• PROBLEM: Assemble all lines in which the string "inline" appears.

• MATERIAL PROVIDED:
:::

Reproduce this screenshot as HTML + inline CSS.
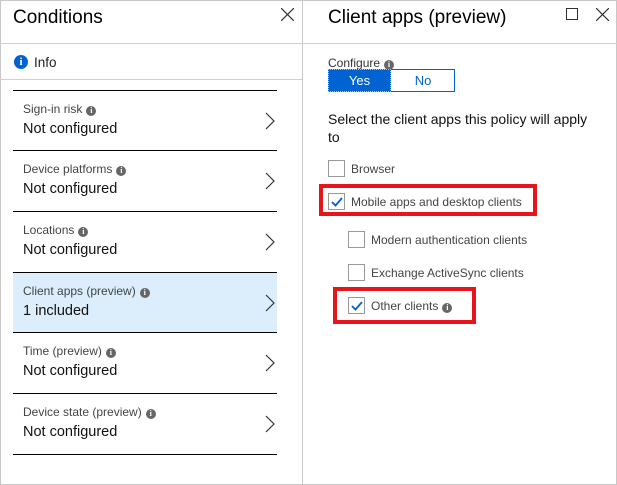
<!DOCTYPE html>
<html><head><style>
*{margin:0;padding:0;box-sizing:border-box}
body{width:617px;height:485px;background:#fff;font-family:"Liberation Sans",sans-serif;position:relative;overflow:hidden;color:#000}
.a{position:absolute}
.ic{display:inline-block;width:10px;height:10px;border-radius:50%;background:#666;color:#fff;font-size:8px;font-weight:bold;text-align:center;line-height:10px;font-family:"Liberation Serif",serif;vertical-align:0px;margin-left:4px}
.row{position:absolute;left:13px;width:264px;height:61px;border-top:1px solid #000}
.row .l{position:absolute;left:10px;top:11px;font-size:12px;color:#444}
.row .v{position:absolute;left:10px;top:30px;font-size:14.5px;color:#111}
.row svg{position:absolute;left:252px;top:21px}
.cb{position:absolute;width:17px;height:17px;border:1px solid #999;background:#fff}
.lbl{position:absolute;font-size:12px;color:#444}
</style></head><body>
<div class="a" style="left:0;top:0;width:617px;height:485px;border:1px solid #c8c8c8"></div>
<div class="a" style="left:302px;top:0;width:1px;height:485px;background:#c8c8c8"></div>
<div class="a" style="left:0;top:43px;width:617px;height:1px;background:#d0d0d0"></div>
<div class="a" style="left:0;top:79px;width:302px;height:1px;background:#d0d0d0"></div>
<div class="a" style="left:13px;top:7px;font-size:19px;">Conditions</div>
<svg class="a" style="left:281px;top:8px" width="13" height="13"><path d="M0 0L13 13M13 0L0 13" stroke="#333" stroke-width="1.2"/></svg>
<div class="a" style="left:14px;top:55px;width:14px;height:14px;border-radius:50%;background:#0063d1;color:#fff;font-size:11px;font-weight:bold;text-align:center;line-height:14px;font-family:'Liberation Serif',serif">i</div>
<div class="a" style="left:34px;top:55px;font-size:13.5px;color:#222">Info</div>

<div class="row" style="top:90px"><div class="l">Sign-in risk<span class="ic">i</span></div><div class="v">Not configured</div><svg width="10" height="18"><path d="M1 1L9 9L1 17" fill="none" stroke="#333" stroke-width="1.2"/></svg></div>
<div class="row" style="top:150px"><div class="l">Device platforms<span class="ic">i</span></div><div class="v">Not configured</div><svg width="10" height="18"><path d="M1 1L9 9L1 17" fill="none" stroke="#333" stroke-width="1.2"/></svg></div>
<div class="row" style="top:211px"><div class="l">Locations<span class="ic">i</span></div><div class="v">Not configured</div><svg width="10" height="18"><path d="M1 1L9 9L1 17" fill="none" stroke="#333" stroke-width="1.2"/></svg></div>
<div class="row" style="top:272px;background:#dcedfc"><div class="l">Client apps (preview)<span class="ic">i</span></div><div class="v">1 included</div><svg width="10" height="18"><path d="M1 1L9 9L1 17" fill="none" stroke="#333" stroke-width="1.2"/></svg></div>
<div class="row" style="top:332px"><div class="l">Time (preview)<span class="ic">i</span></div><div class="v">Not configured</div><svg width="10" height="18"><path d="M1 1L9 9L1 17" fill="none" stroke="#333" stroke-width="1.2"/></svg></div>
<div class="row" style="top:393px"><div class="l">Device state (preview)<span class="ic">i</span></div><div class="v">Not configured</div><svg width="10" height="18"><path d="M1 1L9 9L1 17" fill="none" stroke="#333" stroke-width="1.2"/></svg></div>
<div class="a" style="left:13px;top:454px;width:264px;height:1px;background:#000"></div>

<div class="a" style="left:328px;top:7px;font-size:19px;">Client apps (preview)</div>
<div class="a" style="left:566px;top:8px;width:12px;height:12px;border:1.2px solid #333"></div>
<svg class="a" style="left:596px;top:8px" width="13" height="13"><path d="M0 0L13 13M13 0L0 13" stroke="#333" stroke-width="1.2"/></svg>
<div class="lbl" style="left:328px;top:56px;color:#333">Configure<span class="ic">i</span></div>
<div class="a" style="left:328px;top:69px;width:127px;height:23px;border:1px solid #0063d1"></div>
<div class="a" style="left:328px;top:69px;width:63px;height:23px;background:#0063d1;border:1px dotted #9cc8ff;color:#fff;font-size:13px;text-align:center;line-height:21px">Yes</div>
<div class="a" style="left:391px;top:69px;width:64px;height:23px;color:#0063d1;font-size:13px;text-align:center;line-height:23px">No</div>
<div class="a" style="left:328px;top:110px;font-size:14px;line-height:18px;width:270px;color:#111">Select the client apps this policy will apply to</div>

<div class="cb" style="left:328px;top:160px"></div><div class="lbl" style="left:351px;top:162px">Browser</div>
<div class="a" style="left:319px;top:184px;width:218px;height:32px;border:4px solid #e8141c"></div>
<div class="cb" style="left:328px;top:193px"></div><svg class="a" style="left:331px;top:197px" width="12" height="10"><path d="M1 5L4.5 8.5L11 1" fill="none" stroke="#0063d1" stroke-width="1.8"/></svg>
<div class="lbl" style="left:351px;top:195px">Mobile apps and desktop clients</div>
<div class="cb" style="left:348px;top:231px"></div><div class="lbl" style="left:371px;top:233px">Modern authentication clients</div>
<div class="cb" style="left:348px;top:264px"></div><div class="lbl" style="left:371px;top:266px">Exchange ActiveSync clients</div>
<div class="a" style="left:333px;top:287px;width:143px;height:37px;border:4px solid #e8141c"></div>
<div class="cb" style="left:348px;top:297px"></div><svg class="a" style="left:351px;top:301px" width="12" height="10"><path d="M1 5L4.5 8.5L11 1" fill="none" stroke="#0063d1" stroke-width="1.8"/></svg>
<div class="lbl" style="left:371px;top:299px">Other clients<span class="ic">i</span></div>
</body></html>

:::

• FINAL RESULT:
Reproduce this screenshot as HTML + inline CSS.
.ic{display:inline-block;width:10px;height:10px;border-radius:50%;background:#666;color:#fff;font-size:8px;font-weight:bold;text-align:center;line-height:10px;font-family:"Liberation Serif",serif;vertical-align:0px;margin-left:4px}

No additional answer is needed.